Submitted for Academy Award – Foreign Film consideration by Greece is the brilliant and unsettling Dogtooth (Kynodontas) (2009), a sometimes darkly sinister, sometimes oddly farcical study of an insular family living what they regard as a safe and secure existence in the unstable modern world.
The three ‘children’ (though they all seem to be in their early-mid twenties) never leave their spacious country home – they’ve been instructed that everything past the fence that surrounds the home is abject chaos and danger. Only the father can leave to manage the factory he makes his living at. Even venturing a few feet outside of the fence can only be done by the father, protected inside his car. Certain horror awaits any others.
The children pass their time inventing games for one another, usually physical challenges like holding their breath underwater or playing blindfolded hide-and-seek with Mom. Any words they might possibly hear that describe life outside the home are immediately redefined by the parents: ‘the sea’ is the leather armchair in the living room; a ‘highway’ is a strong wind. One of the daughters happens across the word ‘cunt.’ Mom (Michele Valley) assures them it’s a large lamp – ‘the cunt switched off, and the room got all dark.’ ‘Shotgun’ is a beautiful white bird.
The father (Christos Stergioglou) pays a woman from his factory, a young security gate keeper, to satisfy his son’s urges, pre-empting the boy’s asking about it himself. All cats are indescribably evil and vicious, he instructs – they’re from Outside. A ghostly other ‘brother’ haunts the other side of the fence, omnisciently judging the three and reporting their progress to Dad. An English recording of ‘Fly Me to the Moon,’ they are told, is their grandfather singing, and the lyrics are conveniently translated by the father as a paean to family and the sanctity of Home. The security girl (Anna Kalaitzidou) surreptitiously lends the eldest daughter (Aggeliki Papoulia) some videos, in exchange for furtive sexual favors, and the daughter starts acting out what she’s learned from ‘Rocky’ and ‘Jaws,’ while the younger girl (Mary Tsoni) makes free-associative attempts to figure out what licking is for. During an anniversary party, the eldest daughter dances for the guest-of-honor parents in an erratic and exhausting whirl; all I could think it to be, transfixed, was a Diane Arbus version of ‘Rite of Spring.’
There are certainly Americans who understand how family dynamics are macro-manipulated by government regimes or religious extremists to infantilize and enslave their subjects or followers.

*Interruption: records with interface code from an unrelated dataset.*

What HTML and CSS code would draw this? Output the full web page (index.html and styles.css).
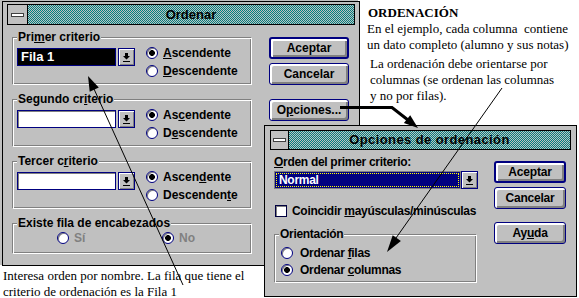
FILE: index.html
```html
<!DOCTYPE html>
<html lang="es">
<head>
  <meta charset="UTF-8" />
  <meta name="viewport" content="width=device-width, initial-scale=1.0"/>
  <title>Ordenar</title>
  <link rel="stylesheet" href="styles.css">
</head>
<body>
  <div class="screen">

    <!-- Dialogo principal -->
    <section class="win win-sort">
      <header class="titlebar">
        <span class="sysbox"><i></i></span>
        <h1>Ordenar</h1>
      </header>
      <div class="client">
        <div class="groups">
          <fieldset class="group">
            <legend>Pri<u>m</u>er criterio</legend>
            <div class="criterio">
              <div class="combo">
                <span class="field sel">Fila 1</span>
                <span class="drop"><svg width="7" height="9" viewBox="0 0 7 9"><path d="M2 0h3v3h2L3.5 6.5 0 3h2z M0 8h7v1H0z"/></svg></span>
              </div>
              <div class="radios">
                <label class="radio on"><span class="dot"></span><span><u>A</u>scendente</span></label>
                <label class="radio"><span class="dot"></span><span><u>D</u>escendente</span></label>
              </div>
            </div>
          </fieldset>

          <fieldset class="group">
            <legend>Segundo cr<u>i</u>terio</legend>
            <div class="criterio">
              <div class="combo">
                <span class="field"></span>
                <span class="drop"><svg width="7" height="9" viewBox="0 0 7 9"><path d="M2 0h3v3h2L3.5 6.5 0 3h2z M0 8h7v1H0z"/></svg></span>
              </div>
              <div class="radios">
                <label class="radio on"><span class="dot"></span><span>As<u>c</u>endente</span></label>
                <label class="radio"><span class="dot"></span><span>D<u>e</u>scendente</span></label>
              </div>
            </div>
          </fieldset>

          <fieldset class="group">
            <legend>Tercer c<u>r</u>iterio</legend>
            <div class="criterio">
              <div class="combo">
                <span class="field"></span>
                <span class="drop"><svg width="7" height="9" viewBox="0 0 7 9"><path d="M2 0h3v3h2L3.5 6.5 0 3h2z M0 8h7v1H0z"/></svg></span>
              </div>
              <div class="radios">
                <label class="radio on"><span class="dot"></span><span>Ascen<u>d</u>ente</span></label>
                <label class="radio"><span class="dot"></span><span>Descenden<u>t</u>e</span></label>
              </div>
            </div>
          </fieldset>

          <fieldset class="group group-head">
            <legend>Existe fila de encabezados</legend>
            <div class="heads">
              <label class="radio off"><span class="dot"></span><span>Sí</span></label>
              <label class="radio off on"><span class="dot"></span><span>No</span></label>
            </div>
          </fieldset>
        </div>

        <div class="buttons">
          <button class="btn default">Aceptar</button>
          <button class="btn">Cancelar</button>
          <button class="btn spaced">O<u>p</u>ciones...</button>
        </div>
      </div>
    </section>

    <div class="note note-top">
      <h2>ORDENACIÓN</h2>
      <p>En el ejemplo, cada columna&nbsp; contiene<br>un dato completo (alumno y sus notas)</p>
      <p>La ordenación debe orientarse por<br>columnas (se ordenan las columnas<br>y no por filas).</p>
    </div>

    <p class="note note-bottom">Interesa orden por nombre. La fila que tiene el<br>criterio de ordenación es la Fila 1</p>

    <!-- Dialogo de opciones -->
    <section class="win win-opts">
      <header class="titlebar">
        <span class="sysbox"><i></i></span>
        <h1>Opciones de ordenación</h1>
      </header>
      <div class="client">
        <div class="opts">
          <div class="caption"><u>O</u>rden del primer criterio:</div>
          <div class="combo wide">
            <span class="field focus"><span>Normal</span></span>
            <span class="drop"><svg width="7" height="9" viewBox="0 0 7 9"><path d="M2 0h3v3h2L3.5 6.5 0 3h2z M0 8h7v1H0z"/></svg></span>
          </div>
          <label class="check"><span class="box"></span><span>Coincidir <u>m</u>ayúsculas/minúsculas</span></label>
          <fieldset class="group group-orient">
            <legend>Orientación</legend>
            <div class="radios">
              <label class="radio"><span class="dot"></span><span>Ordenar <u>f</u>ilas</span></label>
              <label class="radio on"><span class="dot"></span><span>Ordenar <u>c</u>olumnas</span></label>
            </div>
          </fieldset>
        </div>
        <div class="buttons">
          <button class="btn default">Aceptar</button>
          <button class="btn">Cancelar</button>
          <button class="btn spaced">Ay<u>u</u>da</button>
        </div>
      </div>
    </section>

    <svg class="marks" width="579" height="298" viewBox="0 0 579 298">
      <path d="M340 107.5H392L408 120" fill="none" stroke="#000" stroke-width="3"/>
      <polygon points="418,128 410.2,115.3 403.9,123.1"/>
      <line x1="183" y1="285" x2="94" y2="89" stroke="#000" stroke-width="1"/>
      <polygon points="88,76 98.8,87.6 89.7,91.8"/>
      <line x1="502" y1="88" x2="396" y2="238" stroke="#000" stroke-width="1"/>
      <polygon points="387,252 400.9,241 392.7,235.2"/>
    </svg>
  </div>
</body>
</html>
```

FILE: styles.css
```css
body, html {
  margin: 0;
  padding: 0;
  background: #fff;
  font-family: "Liberation Sans", Arial, sans-serif;
}

.screen {
  position: relative;
  width: 579px;
  height: 298px;
  overflow: hidden;
}

/* Ventanas estilo Windows 3.1 */
.win {
  position: absolute;
  box-sizing: border-box;
  display: flex;
  flex-direction: column;
  background: #c0c0c0;
  border: 1px solid #000;
  padding: 2px 4px;
  font-weight: bold;
  font-size: 12px;
}

.win-sort {
  left: 2px;
  top: 1px;
  width: 358px;
  height: 265px;
  box-shadow: -2px -1px 0 #c0c0c0;
}

.win-opts {
  left: 264px;
  top: 125px;
  width: 313px;
  height: 172px;
  padding: 4px 5px;
  z-index: 2;
}

.titlebar {
  display: flex;
  box-sizing: border-box;
  height: 21px;
  border: 1px solid #000;
  flex: none;
}

.win-opts .titlebar {
  height: 20px;
}

.sysbox {
  display: flex;
  align-items: center;
  justify-content: center;
  width: 19px;
  background: #c0c0c0;
  border-right: 1px solid #000;
}

.win-opts .sysbox {
  width: 17px;
}

.sysbox i {
  display: block;
  width: 11px;
  height: 2px;
  background: #fff;
  border: 1px solid #404040;
}

.titlebar h1 {
  flex: 1;
  margin: 0;
  text-align: center;
  font-size: 13px;
  line-height: 19px;
  color: #000;
  background: repeating-conic-gradient(#008080 0 25%, #c0c0c0 0 50%) 0 0 / 2px 2px;
}

.win-opts .titlebar h1 {
  line-height: 18px;
  letter-spacing: 0.4px;
}

.client {
  display: flex;
  flex: 1;
  padding: 5px 0 0 5px;
}

.win-opts .client {
  padding: 4px 0 0 4px;
  letter-spacing: -0.3px;
}

.groups {
  display: flex;
  flex-direction: column;
  gap: 7px;
  width: 240px;
}

/* Marcos de grupo grabados */
.group {
  box-sizing: border-box;
  height: 55px;
  margin: 0;
  padding: 0 0 0 4px;
  min-width: 0;
  border: 1px solid;
  border-color: #808080 #fff #fff #808080;
  box-shadow: inset 1px 1px 0 #fff, inset -1px -1px 0 #808080;
}

.group legend {
  padding: 0 1px;
  font-size: 12px;
  line-height: 14px;
  background: #c0c0c0;
}

.group-head {
  height: 38px;
}

.criterio {
  display: flex;
}

.combo {
  display: flex;
  gap: 2px;
  margin-top: 4px;
  height: 18px;
}

.field {
  box-sizing: border-box;
  width: 99px;
  height: 18px;
  border: 1px solid #000080;
  background: #fff;
  box-shadow: inset 1px 1px 0 #808080;
  padding-left: 3px;
  line-height: 16px;
  font-size: 13px;
}

.field.sel {
  background: #000;
  color: #fff;
  box-shadow: none;
}

.drop {
  display: flex;
  align-items: center;
  justify-content: center;
  box-sizing: border-box;
  width: 17px;
  height: 18px;
  background: #c0c0c0;
  border: 1px solid #000080;
  box-shadow: inset 1px 1px 0 #fff, inset -1px -1px 0 #808080;
}

.radios {
  display: flex;
  flex-direction: column;
  margin-left: 11px;
}

.radio {
  display: flex;
  align-items: center;
  height: 18px;
  font-size: 12px;
  white-space: nowrap;
}

.dot {
  flex: none;
  box-sizing: border-box;
  width: 12px;
  height: 12px;
  margin-right: 5px;
  border-radius: 50%;
  border: 1px solid #000080;
  background: #fff;
  box-shadow: inset 1px 1px 0 #808080;
}

.radio.on .dot {
  background: radial-gradient(circle, #000 0 2.6px, #fff 3.2px);
}

.heads {
  display: flex;
  margin-left: 40px;
}

.heads .radio {
  height: 16px;
}

.heads .radio:first-child {
  width: 105px;
}

.radio.off {
  color: #808080;
}

.buttons {
  display: flex;
  flex-direction: column;
  gap: 4px;
  margin-left: 17px;
  padding-top: 7px;
}

.btn {
  box-sizing: border-box;
  width: 80px;
  height: 22px;
  padding: 0;
  font: bold 12px "Liberation Sans", Arial, sans-serif;
  color: #000;
  background: #c0c0c0;
  border: 1px solid #000080;
  border-radius: 3px;
  box-shadow:
    inset 1px 1px 0 #fff,
    inset 2px 2px 0 #fff,
    inset -1px -1px 0 #808080,
    inset -2px -2px 0 #808080;
}

.btn.default {
  border-width: 2px;
}

.btn.spaced {
  margin-top: 10px;
}

/* Opciones de ordenacion */
.opts {
  display: flex;
  flex-direction: column;
  width: 204px;
}

.caption {
  line-height: 16px;
}

.combo.wide {
  gap: 0;
  margin-top: 1px;
}

.combo.wide .field {
  width: 187px;
  padding: 1px;
  border-color: #808080;
  background: #000080;
  box-shadow: none;
}

.field.focus span {
  display: block;
  box-sizing: border-box;
  height: 14px;
  padding-left: 2px;
  line-height: 13px;
  color: #fff;
  font-size: 12px;
  border: 1px dotted #ff0;
}

.check {
  display: flex;
  align-items: center;
  height: 16px;
  margin-top: 14px;
  white-space: nowrap;
}

.check .box {
  flex: none;
  box-sizing: border-box;
  width: 12px;
  height: 12px;
  margin: 0 5px 0 1px;
  background: #fff;
  border: 1px solid #000040;
  box-shadow: inset 1px 1px 0 #808080;
}

.group-orient {
  width: 203px;
  height: 56px;
  margin-top: 8px;
}

.group-orient .radios {
  margin: 3px 0 0 2px;
}

.group-orient .radio {
  height: 17px;
}

.group-orient .dot {
  margin-right: 7px;
}

.win-opts .buttons {
  margin-left: 16px;
}

.win-opts .btn {
  width: 72px;
  letter-spacing: -0.2px;
}

.win-opts .btn.spaced {
  margin-top: 9px;
}

/* Anotaciones */
.note {
  position: absolute;
  margin: 0;
  font-family: "Liberation Serif", "Times New Roman", serif;
  font-size: 13px;
  line-height: 16px;
  color: #000;
  white-space: nowrap;
}

.note-top {
  left: 367px;
  top: 5px;
}

.note-top h2 {
  margin: 0 0 0 1px;
  font-size: 13px;
  line-height: 16px;
}

.note-top p {
  margin: 0;
}

.note-top p + p {
  margin-top: 3px;
  padding-left: 3px;
}

.note-bottom {
  left: 3px;
  top: 268px;
}

.marks {
  position: absolute;
  left: 0;
  top: 0;
  z-index: 3;
  pointer-events: none;
}
```
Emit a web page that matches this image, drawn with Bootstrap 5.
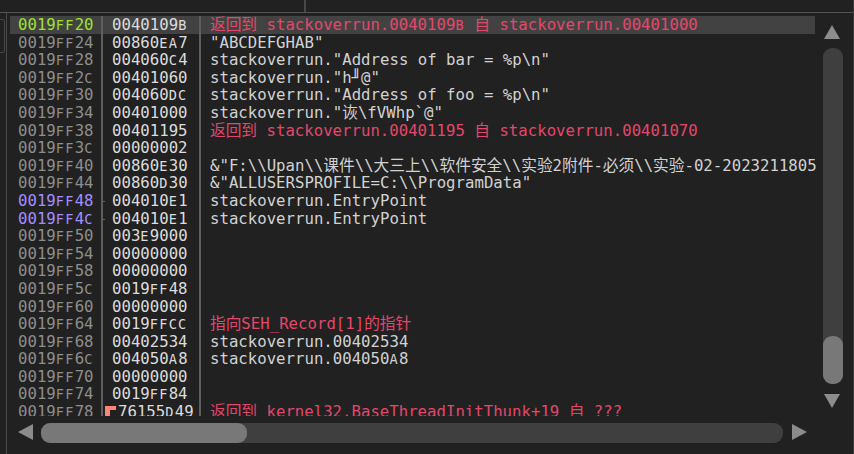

But I think Europeans feel it far closer to home – from Caligula to the Crusades to the Spanish Inquisition, in the jaundiced portraits of corrupt incestuous royalty painted by Goya, from Franco to Hitler to Ceausescu and Milosevic, all those horrors, past and potential, happened right over there, three or four hours away. When Americans portray it, it’s aberrant and foreign to our own experiences – controlling psychotics and ‘family annihilators’ on ‘Law and Order’ or ‘Criminal Minds;’ outlandish exceptions, pumped up for dramatic effect. We make ‘The Texas Chainsaw Massacre’ and ‘Natural Born Killers.’ Europeans make ‘Prime Suspect,’ ’Red Riding,’ and ‘The Girl with the Dragon Tattoo.’ And ‘Dogtooth.’ They understand what an intrinsic part of the cultural fabric that all can be, how vulnerable each and every one of us is to being reared on, or reverting to, that kind of savage moral ambivalence.
Director Giorgos Lanthimos’ most impressive feat is making the whole thing so compellingly entertaining. The exploratory wonderment and amusement of the ‘children’ is easy for us to identify with – we remember how that felt for our own younger selves. The father is endearing in many ways – he releases large fish into the luxurious backyard pool, knowing the children will recognize it as A Bad Thing from The Outside, and dons goggles and a spear gun to ‘protect’ them from the interlopers. He often breaks into song for their admiring benefit. Lanthimos never overtly points out the psychological incongruities – we reach our own conclusions about whether this family is just hermetically eccentric or irretrievably sinister. The gorgeous cinematography and novel-but-not-showy composition from DP Thimios Bakatakis illustrates a world that any of us would be perfectly comfortable in – there’s no Coen Brothers-ish feeling of distortion or exaggeration. His images are minimal, artful, crisp and clean.
As a dark satire of home-schooling and family values (as many read it) or as a comedic-yet-cautionary tale of larger humanistic portend (as I and others glean), ‘Dogtooth’ is well worth your viewing time. The film has done very well at film festivals – I’m confident it will get an Oscar nomination, which will hopefully lead to re-screenings. It is not yet, but will be, available on Netflix.